**Your task**
The records below are to be copied word for word, with every picture left out.

Dataset rows
==*==

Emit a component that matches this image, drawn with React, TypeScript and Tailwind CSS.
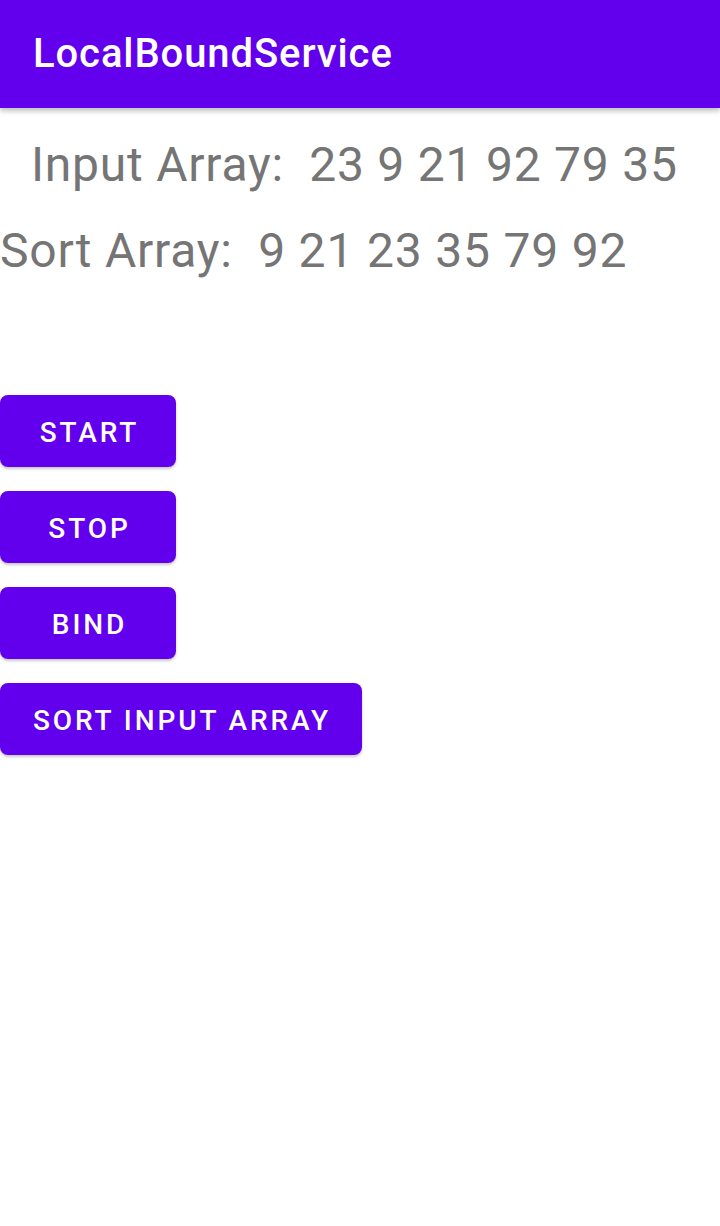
import React from "react";

function Btn({ label, wide }: { label: string; wide?: boolean }) {
  return (
    <button
      className={
        wide
          ? "h-[72px] pl-[33px] pr-[31px] pt-[3px] rounded-[8px] bg-[#6200EE] text-white text-[28px] font-medium tracking-[2.9px] leading-none shadow-[0_2px_3px_rgba(0,0,0,0.22)] flex items-center justify-center"
          : "h-[72px] w-[176px] pl-[3px] pt-[3px] rounded-[8px] bg-[#6200EE] text-white text-[28px] font-medium tracking-[2.9px] leading-none shadow-[0_2px_3px_rgba(0,0,0,0.22)] flex items-center justify-center"
      }
    >
      {label}
    </button>
  );
}

export default function App() {
  return (
    <div className="w-[720px] h-[1226px] bg-white font-['Roboto',_'Liberation_Sans',_sans-serif] overflow-hidden">
      <header className="relative z-10 h-[108px] bg-[#6200EE] flex items-center pl-[33px] shadow-[0_3px_5px_rgba(0,0,0,0.25)]">
        <h1 className="text-[40px] font-medium text-white leading-none tracking-[0.9px]">LocalBoundService</h1>
      </header>
      <div className="pt-[29px]">
        <p className="ml-[31px] text-[48px] leading-[56px] text-[#757575] whitespace-pre tracking-[0.77px]">
          {"Input Array:  23 9 21 92 79 35"}
        </p>
        <p className="mt-[30px] text-[48px] leading-[56px] text-[#757575] whitespace-pre tracking-[0.8px]">
          {"Sort Array:  9 21 23 35 79 92"}
        </p>
        <div className="mt-[116px] flex flex-col items-start gap-[24px]">
          <Btn label="START" />
          <Btn label="STOP" />
          <Btn label="BIND" />
          <Btn label="SORT INPUT ARRAY" wide />
        </div>
      </div>
    </div>
  );
}
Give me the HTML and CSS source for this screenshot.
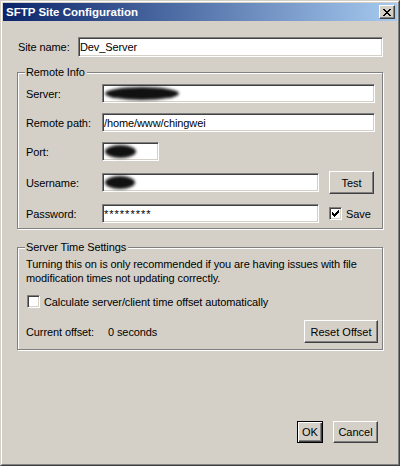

==*==

**Expected output**
Emit a component that matches this image, drawn with React, TypeScript and Tailwind CSS.
import React from "react";

function Btn({ label, wide }: { label: string; wide?: boolean }) {
  return (
    <button
      className={
        wide
          ? "h-[72px] pl-[33px] pr-[31px] pt-[3px] rounded-[8px] bg-[#6200EE] text-white text-[28px] font-medium tracking-[2.9px] leading-none shadow-[0_2px_3px_rgba(0,0,0,0.22)] flex items-center justify-center"
          : "h-[72px] w-[176px] pl-[3px] pt-[3px] rounded-[8px] bg-[#6200EE] text-white text-[28px] font-medium tracking-[2.9px] leading-none shadow-[0_2px_3px_rgba(0,0,0,0.22)] flex items-center justify-center"
      }
    >
      {label}
    </button>
  );
}

export default function App() {
  return (
    <div className="w-[720px] h-[1226px] bg-white font-['Roboto',_'Liberation_Sans',_sans-serif] overflow-hidden">
      <header className="relative z-10 h-[108px] bg-[#6200EE] flex items-center pl-[33px] shadow-[0_3px_5px_rgba(0,0,0,0.25)]">
        <h1 className="text-[40px] font-medium text-white leading-none tracking-[0.9px]">LocalBoundService</h1>
      </header>
      <div className="pt-[29px]">
        <p className="ml-[31px] text-[48px] leading-[56px] text-[#757575] whitespace-pre tracking-[0.77px]">
          {"Input Array:  23 9 21 92 79 35"}
        </p>
        <p className="mt-[30px] text-[48px] leading-[56px] text-[#757575] whitespace-pre tracking-[0.8px]">
          {"Sort Array:  9 21 23 35 79 92"}
        </p>
        <div className="mt-[116px] flex flex-col items-start gap-[24px]">
          <Btn label="START" />
          <Btn label="STOP" />
          <Btn label="BIND" />
          <Btn label="SORT INPUT ARRAY" wide />
        </div>
      </div>
    </div>
  );
}
Give me the HTML and CSS source for this screenshot.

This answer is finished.